All this book needed was to be treated like a book in its own right, out of the column straitjacket

“W
e women... are becoming like court jesters. We tell the horrible truth, everyone smiles in polite agreement, but it has no impact”, writes Mrinal Pande in this collection of newspaper columns. Impatient with easy assumptions about India’s forward march, she doesn’t pull her punches. An example: “the milk of human kindness was never more tax deductible!” (My personal favourite is the [Mallika] ‘Sherawatting’ of the women’s rights movement.)

Pande raises important questions about language and power. She points at the joints in the twisted body of the nation to show how one set of problems feeds off, and bleeds into, another set. For instance, child marriages in Rajasthan are not just about tradition and patriarchy but also extreme poverty.

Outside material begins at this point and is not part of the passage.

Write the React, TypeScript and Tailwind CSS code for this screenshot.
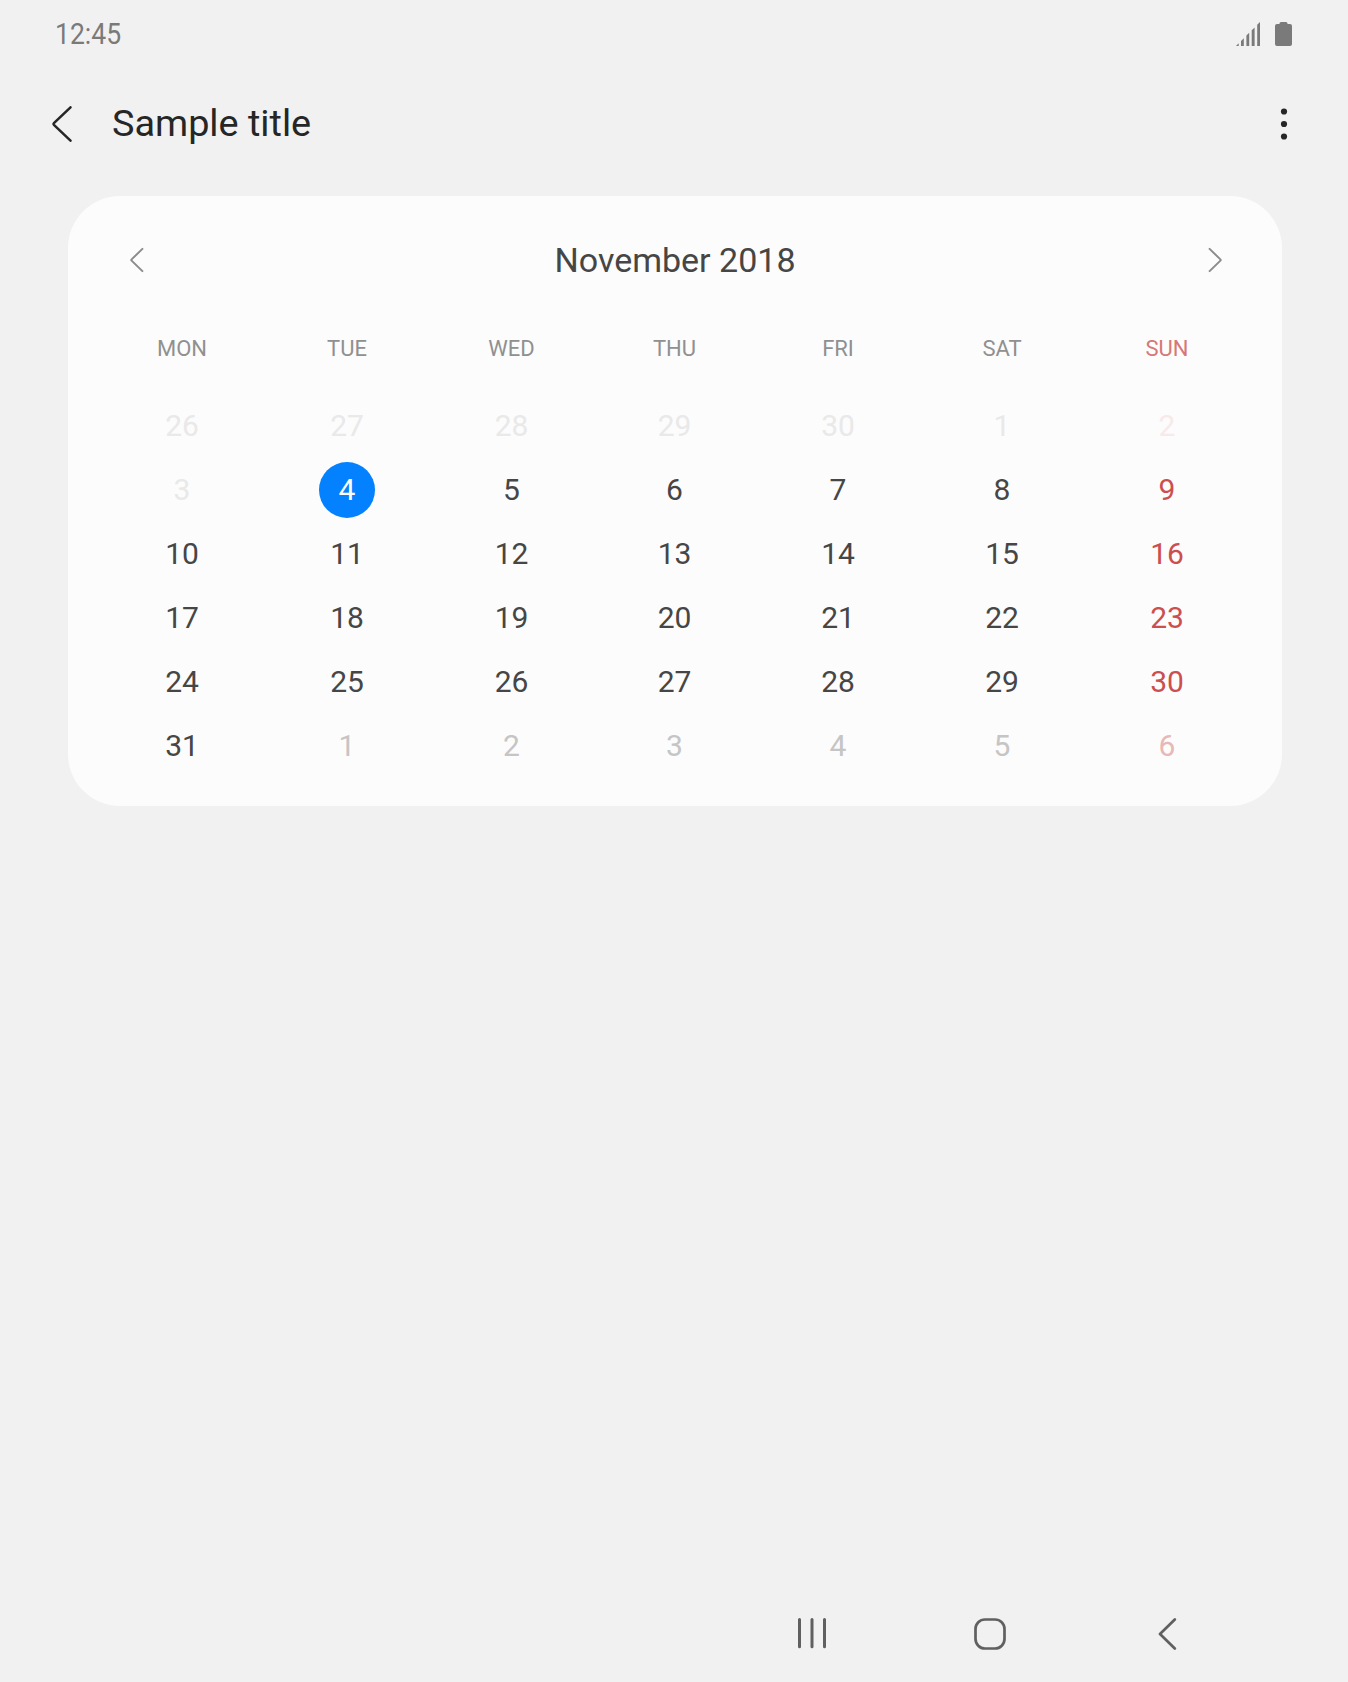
const WEEKDAYS = ["MON", "TUE", "WED", "THU", "FRI", "SAT", "SUN"];

const WEEKS = [
  [26, 27, 28, 29, 30, 1, 2],
  [3, 4, 5, 6, 7, 8, 9],
  [10, 11, 12, 13, 14, 15, 16],
  [17, 18, 19, 20, 21, 22, 23],
  [24, 25, 26, 27, 28, 29, 30],
  [31, 1, 2, 3, 4, 5, 6],
];

const COLUMNS = "grid grid-cols-[164px_166px_163px_163px_164px_164px_166px]";

function dayColor(week: number, col: number) {
  const sunday = col === 6;
  if (week === 0 || (week === 1 && col === 0)) return sunday ? "text-[#f8eaea]" : "text-[#e9e9e9]";
  if (week === 5 && col > 0) return sunday ? "text-[#e8b8b8]" : "text-[#c5c5c5]";
  return sunday ? "text-[#cb4f4f]" : "text-[#464646]";
}

function StatusBar() {
  return (
    <header className="flex h-[68px] items-center justify-between pl-[55px] pr-14 text-[#7a7a7a]">
      <span className="origin-left scale-x-[0.885] text-[30px] leading-none">12:45</span>
      <div className="flex items-start gap-[15px]">
        <svg width="24" height="24" viewBox="0 0 24 24" fill="currentColor">
          <path d="M0 24L2.7 21.3V24ZM5 24V19L7.8 16.2V24ZM10.4 24V13.6L13.2 10.8V24ZM15.7 24V8.3L18.6 5.4V24ZM21.2 24V2.8L24 0V24Z" />
        </svg>
        <svg width="17" height="24" viewBox="0 0 17 24" fill="currentColor">
          <path d="M4.5 1.5Q4.5 0 6 0H11Q12.5 0 12.5 1.5V2H15Q17 2 17 4V22Q17 24 15 24H2Q0 24 0 22V4Q0 2 2 2H4.5Z" />
        </svg>
      </div>
    </header>
  );
}

function AppBar() {
  return (
    <div className="flex h-28 items-center justify-between pl-[52px] pr-[60px] text-[#262626]">
      <div className="flex items-center">
        <svg width="20" height="36" viewBox="0 0 20 36" fill="none" stroke="currentColor" strokeWidth="2.5" strokeLinecap="round" strokeLinejoin="round">
          <path d="M18.5 1.3L1.9 17.2Q1.2 18 1.9 18.8L18.5 34.7" />
        </svg>
        <h1 className="mb-0.5 ml-10 text-[37.8px] leading-[38px]">Sample title</h1>
      </div>
      <svg width="8" height="34" viewBox="0 0 8 34" fill="currentColor">
        <circle cx="4" cy="4.5" r="3.1" />
        <circle cx="4" cy="17" r="3.1" />
        <circle cx="4" cy="29.5" r="3.1" />
      </svg>
    </div>
  );
}

function MonthArrow({ flip = false }: { flip?: boolean }) {
  return (
    <svg
      className={flip ? "-scale-x-100" : ""}
      width="14" height="26" viewBox="0 0 14 26" fill="none" stroke="#8c8c8c" strokeWidth="2" strokeLinecap="round" strokeLinejoin="round"
    >
      <path d="M12.4 1.9L1.6 12.4Q1 13 1.6 13.6L12.4 24.1" />
    </svg>
  );
}

function Calendar() {
  return (
    <section className="ml-[68px] mt-4 h-[610px] w-[1214px] rounded-[52px] bg-[#fcfcfc]">
      <div className="flex h-32 items-center pl-[62px] pr-[60px]">
        <MonthArrow />
        <h2 className="flex-1 pr-0.5 text-center text-[34px] leading-none text-[#464646]">November 2018</h2>
        <MonthArrow flip />
      </div>
      <div className={`${COLUMNS} ml-8 h-[50px] items-center text-center text-[22px] leading-none`}>
        {WEEKDAYS.map((day, i) => (
          <span key={day} className={i === 6 ? "text-[#d67878]" : "text-[#909090]"}>{day}</span>
        ))}
      </div>
      <div className="ml-8 mt-5">
        {WEEKS.map((week, w) => (
          <div key={w} className={`${COLUMNS} h-16 items-center justify-items-center text-[30px] leading-none`}>
            {week.map((day, c) =>
              w === 1 && c === 1 ? (
                <span key={c} className="flex size-14 items-center justify-center rounded-full bg-[#0381fe] text-[#fcfcfc]">{day}</span>
              ) : (
                <span key={c} className={dayColor(w, c)}>{day}</span>
              ),
            )}
          </div>
        ))}
      </div>
    </section>
  );
}

function NavigationBar() {
  return (
    <nav className="mt-auto flex h-24 items-center pl-[797px] text-[#606060]">
      <svg width="30" height="32" viewBox="0 0 30 32" fill="none" stroke="currentColor" strokeWidth="3" strokeLinecap="round">
        <path d="M2.5 1.6V28.8M15 1.6V28.8M27.5 1.6V28.8" />
      </svg>
      <svg className="ml-[147px]" width="32" height="32" viewBox="0 0 32 32" fill="none" stroke="currentColor" strokeWidth="2.7">
        <rect x="1.5" y="1.5" width="29" height="29" rx="9.5" />
      </svg>
      <svg className="ml-[152px]" width="19" height="32" viewBox="0 0 19 32" fill="none" stroke="currentColor" strokeWidth="2.7" strokeLinecap="round" strokeLinejoin="round">
        <path d="M16.8 1.5L2 16L16.8 30.5" />
      </svg>
    </nav>
  );
}

export default function App() {
  return (
    <main className="flex h-[1682px] w-[1348px] flex-col overflow-hidden bg-[#f1f1f1] font-['Roboto',sans-serif] font-normal">
      <StatusBar />
      <AppBar />
      <Calendar />
      <NavigationBar />
    </main>
  );
}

Pande illuminates the links between linguistic racism, urban feminism and an unethical media when talking about women like Prabha Devi, the only woman barber in her village, and Lad Kanwar, who explains why maternal mortality doesn’t hit the headlines the way farmer suicides do. There are all-too-brief forays into economic home truths, via tamancha (small desi firearm) manufacture in UP, a priest shortage in Maharashtra, Agra’s ailing ambulances, and Mineral Water Baba. One wishes the book had more of these.

If only Pande’s writing could be taken out of the column straitjacket. All this book needed was to be treated like a book in its own right.